O que me incomodou naquela propaganda, especificamente, foi a sua mensagem. Na realidade, ela confirmou uma desconfiança que passei a ter desde que as propagandas do governo Dilma Rousseff começaram a ser veiculadas. Parece-me ter havido uma mudança na orientação das propagandas oficiais quando se compara o governo atual com a gestão Lula. O governo Lula foi o grande criador da ideia de usar campanhas publicitárias como forma de consolidar boa imagem do governo federal, ou de suas empresas, na cabeça da população. Antes do governo Lula, embora já se vissem campanhas publicitárias, ainda se usava muito o modelo dos pronunciamentos oficiais, os quais eram, e ainda são, solenemente ignorados pela população.
O governo Lula, no entanto, não se aventurou a usar campanhas publicitárias para vender à população a excelência da prestação dos serviços públicos. Tratava-se de propagandas para enfatizar políticas que aquele governo julgava como diferenciadas e que deveriam ser mostradas a toda a população, e não somente aos públicos beneficiados. O governo Dilma, por alguma razão sobre a qual posso apenas especular, decidiu por fazer propagandas de órgãos do governo federal que prestam serviços à população. É uma estratégia, imagino, de grande risco, do ponto de vista de popularidade, por um lado, mas, mais importante, de credibilidade, por outro.
Não tenho a intenção de elaborar argumentos retrógrados ou explicitamente ideológicos em relação a esse tema. Mas será que é uma boa prática, do ponto de vista moral, um governo, seja ele qual for, tentar vender via campanha publicitária uma excelência inexistente de um serviço público?
Do jeito que as coisas vão, amanhã poderemos ser obrigados a assistir a propaganda do Ministério da Defesa falando maravilhas do nosso serviço de controle de fronteiras, do Ministério da Educação bradando as qualidades da nossa educação pública no ensino fundamental, da Infraero ovacionando a grande qualidade dos nossos aeroportos, das Polícias Militares dos Estados aplaudindo os elevados níveis de segurança coletiva, da Receita Federal exaltando o Brasil como um país sem burocracias e de grande simplicidade tributária e do Ministério de Minas e Energia garantindo que a política de antecipação das concessões das elétricas não vai ter impacto na geração de energia elétrica no longo prazo.

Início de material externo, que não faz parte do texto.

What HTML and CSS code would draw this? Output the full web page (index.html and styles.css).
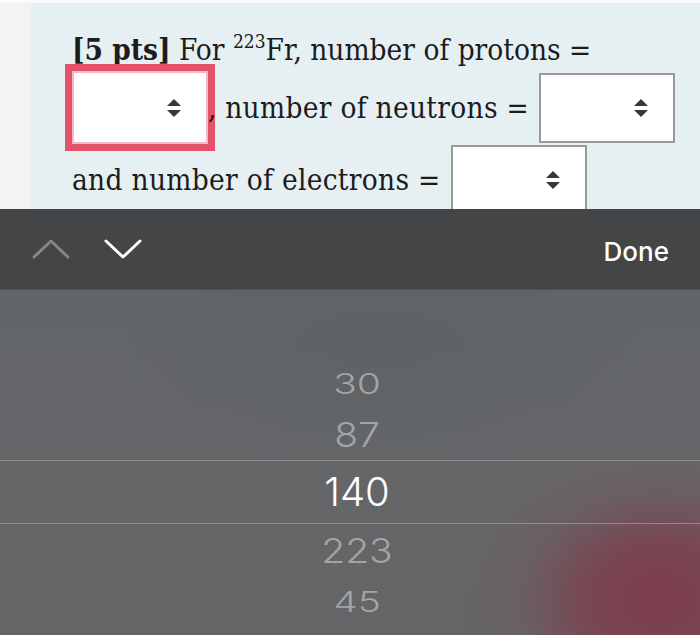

Numa situação como essa, embora aqui caricaturada, um alienígena que caia no Brasil e opte por conhecer o nosso país somente por intermédio da televisão vai enxergar outro país. Provavelmente, vai querer mudar-se para cá, porque aqui ele não precisa pagar para ter acesso à rede privada de saúde, uma vez que o sistema público oferece um serviço de muito melhor qualidade. Pobre alienígena.
A questão da legitimidade de uma ação de mídia pode ser apresentada sob outra perspectiva. Pessoalmente, sou favorável às restrições à publicidade de bebidas alcoólicas e cigarros. Embora defenda a ideia de que o consumidor é soberano para decidir o que quer consumir, de drogas a jogos de azar, sei que minha filha de 2 anos não deve ser exposta a programas que não sejam recomendados para pessoas da idade dela. É um cerceamento da liberdade individual, sem dúvida, mas necessário em casos específicos.
Até onde eu saiba, as empresas privadas estão sujeitas a restrições no uso de publicidade, sobretudo porque elas sabem que pagarão caro por inverdades ditas, seja pela marcação da sociedade civil ou por investigação de organismos como o Ministério Público. E quanto ao Estado brasileiro?
Quando um governo começa a utilizar campanhas publicitárias para exaltar as qualidades da prestação de um serviço público que são notoriamente inexistentes, sem nenhum constrangimento, parece-me que estamos criando um problema. Tenho a impressão de que o governo brasileiro está fazendo experimentações muito arriscadas, soltando balões de ensaio em ações específicas, que visam a transformar em certo o que é errado. Essa campanha publicitária do SUS parece ser um caso desses, em que a tênue separação entre certo e errado foi rompida.
Não é correto uma revista estrangeira pedir a cabeça de um ministro brasileiro. Mas também não é prometer algo que não se pode entregar. De boas intenções o inferno está cheio.